### EXERCISE BRIEF
Would you output the whole listing below, exactly as it reads?

### SOURCE EXCERPT
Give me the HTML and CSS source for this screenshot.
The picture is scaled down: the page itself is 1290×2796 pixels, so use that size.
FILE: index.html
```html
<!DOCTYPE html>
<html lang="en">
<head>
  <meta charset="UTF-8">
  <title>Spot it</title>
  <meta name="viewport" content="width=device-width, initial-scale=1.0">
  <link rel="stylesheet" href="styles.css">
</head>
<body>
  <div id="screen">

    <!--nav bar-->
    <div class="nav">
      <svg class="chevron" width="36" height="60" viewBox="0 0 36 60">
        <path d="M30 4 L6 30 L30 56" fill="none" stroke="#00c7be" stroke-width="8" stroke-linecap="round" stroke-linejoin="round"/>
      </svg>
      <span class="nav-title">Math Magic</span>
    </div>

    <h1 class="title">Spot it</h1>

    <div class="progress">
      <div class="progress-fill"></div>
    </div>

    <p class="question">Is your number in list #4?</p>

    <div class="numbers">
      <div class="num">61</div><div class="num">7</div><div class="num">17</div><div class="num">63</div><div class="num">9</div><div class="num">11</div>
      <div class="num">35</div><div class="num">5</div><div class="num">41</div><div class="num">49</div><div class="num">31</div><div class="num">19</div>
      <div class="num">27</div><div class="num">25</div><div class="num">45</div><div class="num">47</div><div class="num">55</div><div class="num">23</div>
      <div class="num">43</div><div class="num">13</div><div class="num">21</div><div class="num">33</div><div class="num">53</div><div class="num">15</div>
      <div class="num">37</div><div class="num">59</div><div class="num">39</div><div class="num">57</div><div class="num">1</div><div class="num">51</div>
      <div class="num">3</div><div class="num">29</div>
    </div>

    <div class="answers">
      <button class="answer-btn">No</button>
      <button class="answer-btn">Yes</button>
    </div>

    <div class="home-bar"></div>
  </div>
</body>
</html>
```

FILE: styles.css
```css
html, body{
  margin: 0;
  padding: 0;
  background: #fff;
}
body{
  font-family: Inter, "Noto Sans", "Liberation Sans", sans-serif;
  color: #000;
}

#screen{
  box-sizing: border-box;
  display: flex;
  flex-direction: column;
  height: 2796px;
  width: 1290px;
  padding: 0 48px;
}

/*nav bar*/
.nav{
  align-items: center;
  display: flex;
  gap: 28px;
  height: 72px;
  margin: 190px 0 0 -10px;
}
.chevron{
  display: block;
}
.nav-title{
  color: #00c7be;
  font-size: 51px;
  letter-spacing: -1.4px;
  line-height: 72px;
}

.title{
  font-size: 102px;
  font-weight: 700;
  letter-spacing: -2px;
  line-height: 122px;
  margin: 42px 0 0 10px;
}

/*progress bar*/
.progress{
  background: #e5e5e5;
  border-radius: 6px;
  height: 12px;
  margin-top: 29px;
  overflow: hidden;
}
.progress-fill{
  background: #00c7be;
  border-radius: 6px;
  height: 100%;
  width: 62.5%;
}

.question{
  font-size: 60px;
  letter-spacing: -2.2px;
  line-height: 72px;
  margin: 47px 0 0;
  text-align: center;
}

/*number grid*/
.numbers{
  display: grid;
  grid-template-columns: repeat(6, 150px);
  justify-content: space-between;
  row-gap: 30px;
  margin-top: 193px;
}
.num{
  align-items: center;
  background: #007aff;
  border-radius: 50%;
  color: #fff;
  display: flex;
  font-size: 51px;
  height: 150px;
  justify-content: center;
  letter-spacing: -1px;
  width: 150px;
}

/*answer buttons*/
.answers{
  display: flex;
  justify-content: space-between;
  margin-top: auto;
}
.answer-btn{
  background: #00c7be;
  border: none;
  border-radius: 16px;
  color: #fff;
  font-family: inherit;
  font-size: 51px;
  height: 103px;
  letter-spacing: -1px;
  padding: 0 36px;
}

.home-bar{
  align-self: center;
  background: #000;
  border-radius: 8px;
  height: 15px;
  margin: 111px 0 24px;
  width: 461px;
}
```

### SOLUTION FOR THIS TASK
Give me the HTML and CSS source for this screenshot.
The picture is scaled down: the page itself is 1290×2796 pixels, so use that size.
FILE: index.html
```html
<!DOCTYPE html>
<html lang="en">
<head>
  <meta charset="UTF-8">
  <title>Spot it</title>
  <meta name="viewport" content="width=device-width, initial-scale=1.0">
  <link rel="stylesheet" href="styles.css">
</head>
<body>
  <div id="screen">

    <!--nav bar-->
    <div class="nav">
      <svg class="chevron" width="36" height="60" viewBox="0 0 36 60">
        <path d="M30 4 L6 30 L30 56" fill="none" stroke="#00c7be" stroke-width="8" stroke-linecap="round" stroke-linejoin="round"/>
      </svg>
      <span class="nav-title">Math Magic</span>
    </div>

    <h1 class="title">Spot it</h1>

    <div class="progress">
      <div class="progress-fill"></div>
    </div>

    <p class="question">Is your number in list #4?</p>

    <div class="numbers">
      <div class="num">61</div><div class="num">7</div><div class="num">17</div><div class="num">63</div><div class="num">9</div><div class="num">11</div>
      <div class="num">35</div><div class="num">5</div><div class="num">41</div><div class="num">49</div><div class="num">31</div><div class="num">19</div>
      <div class="num">27</div><div class="num">25</div><div class="num">45</div><div class="num">47</div><div class="num">55</div><div class="num">23</div>
      <div class="num">43</div><div class="num">13</div><div class="num">21</div><div class="num">33</div><div class="num">53</div><div class="num">15</div>
      <div class="num">37</div><div class="num">59</div><div class="num">39</div><div class="num">57</div><div class="num">1</div><div class="num">51</div>
      <div class="num">3</div><div class="num">29</div>
    </div>

    <div class="answers">
      <button class="answer-btn">No</button>
      <button class="answer-btn">Yes</button>
    </div>

    <div class="home-bar"></div>
  </div>
</body>
</html>
```

FILE: styles.css
```css
html, body{
  margin: 0;
  padding: 0;
  background: #fff;
}
body{
  font-family: Inter, "Noto Sans", "Liberation Sans", sans-serif;
  color: #000;
}

#screen{
  box-sizing: border-box;
  display: flex;
  flex-direction: column;
  height: 2796px;
  width: 1290px;
  padding: 0 48px;
}

/*nav bar*/
.nav{
  align-items: center;
  display: flex;
  gap: 28px;
  height: 72px;
  margin: 190px 0 0 -10px;
}
.chevron{
  display: block;
}
.nav-title{
  color: #00c7be;
  font-size: 51px;
  letter-spacing: -1.4px;
  line-height: 72px;
}

.title{
  font-size: 102px;
  font-weight: 700;
  letter-spacing: -2px;
  line-height: 122px;
  margin: 42px 0 0 10px;
}

/*progress bar*/
.progress{
  background: #e5e5e5;
  border-radius: 6px;
  height: 12px;
  margin-top: 29px;
  overflow: hidden;
}
.progress-fill{
  background: #00c7be;
  border-radius: 6px;
  height: 100%;
  width: 62.5%;
}

.question{
  font-size: 60px;
  letter-spacing: -2.2px;
  line-height: 72px;
  margin: 47px 0 0;
  text-align: center;
}

/*number grid*/
.numbers{
  display: grid;
  grid-template-columns: repeat(6, 150px);
  justify-content: space-between;
  row-gap: 30px;
  margin-top: 193px;
}
.num{
  align-items: center;
  background: #007aff;
  border-radius: 50%;
  color: #fff;
  display: flex;
  font-size: 51px;
  height: 150px;
  justify-content: center;
  letter-spacing: -1px;
  width: 150px;
}

/*answer buttons*/
.answers{
  display: flex;
  justify-content: space-between;
  margin-top: auto;
}
.answer-btn{
  background: #00c7be;
  border: none;
  border-radius: 16px;
  color: #fff;
  font-family: inherit;
  font-size: 51px;
  height: 103px;
  letter-spacing: -1px;
  padding: 0 36px;
}

.home-bar{
  align-self: center;
  background: #000;
  border-radius: 8px;
  height: 15px;
  margin: 111px 0 24px;
  width: 461px;
}
```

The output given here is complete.